On the other side, you have the “American” front. Lately, it has two focus points: Hong-Kong and Twitter. Hong-Kong is a stumbling block in the US-China relations that were on a relatively positive note in the beginning of the year. Now, on the contrary, we hear the Chinese officials warning that the US is igniting another Cold War, while the US President Donald Trump is unhappy with how China is handling Hong-Kong’s democratic rights and lately those of Uyghurs. Obviously, the EU is bound to pick the side, and it is the US as there is no denial of the “true” ideological line of “democracy and freedom” successfully practiced in the Western states. Twitter, on the other side, is more of an internal issue President Trump.

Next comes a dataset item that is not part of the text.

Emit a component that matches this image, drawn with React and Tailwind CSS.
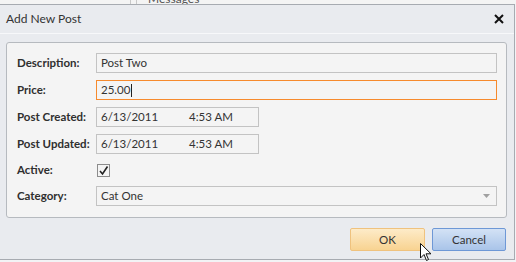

However, it challenges the Sino-American relation in the amount of media coverage. That has to do with the November 2020 elections, the war for which has already started in the fields of the Internet comments. Therefore, although quite incomparable to the issue of Hong-Kong in terms of geopolitical importance for the US, Donald Trump cannot afford to lose this battle either. The overall tension produced by both situations is pushes away all confidence from international investors putting them back into the run-for-safety mode and making them demand the USD.

Equilibrium

So far, the balance is tilted towards the EUR but that may be merely temporary happiness that the European currency is experiencing finally seeing the cancellation of doom in Europe. However, the long-term perspective remains highly unclear from both currencies. The ECB, for example, recognized recently that the recovery process is closer to the worst-case scenario as commented by the ECB President Christine Lagarde. The emotional impact of that recognition was clearly offset by multiple processes to set the European recovery in the best possible mode. The long-term impact, however, is still to be discovered as investors will be quick to recognize the reality – whatever it is. The same applies to the USD, however, with a more complicated correlation to the news. Generally speaking, a bad international environment would push the USD on risk-off moods. However, the long-term effect of any serious negative scenario like a US-China Trade War 2.0 would also bring the US dollar down eventually if the fundamentals of the American economic prosperity are undermined.

Technical outlook

The long-term trend for the EUR/USD is bearish. It is “supposed” to be so as the fundamentals behind the USD are stronger anyway. Fluctuation such as we see, when the Eurozone is trying to get the better side between being on the brink of de facto dysfunctional Union and hoping for better recovery in a sudden strike of European unity only confirms the internal weakness of the Euro. The USD, on the other side, enjoys both privileges of a world reserve currency and the one supported by the strongest and largest economy in the world. Therefore, the question is: does the EUR has long-term potentials to break this trend and not fall to the support of the Moving Averages again? We will discover that soon enough. But for the moment, we can say “enjoy the flight” to the EUR/USD as it may end quite quickly.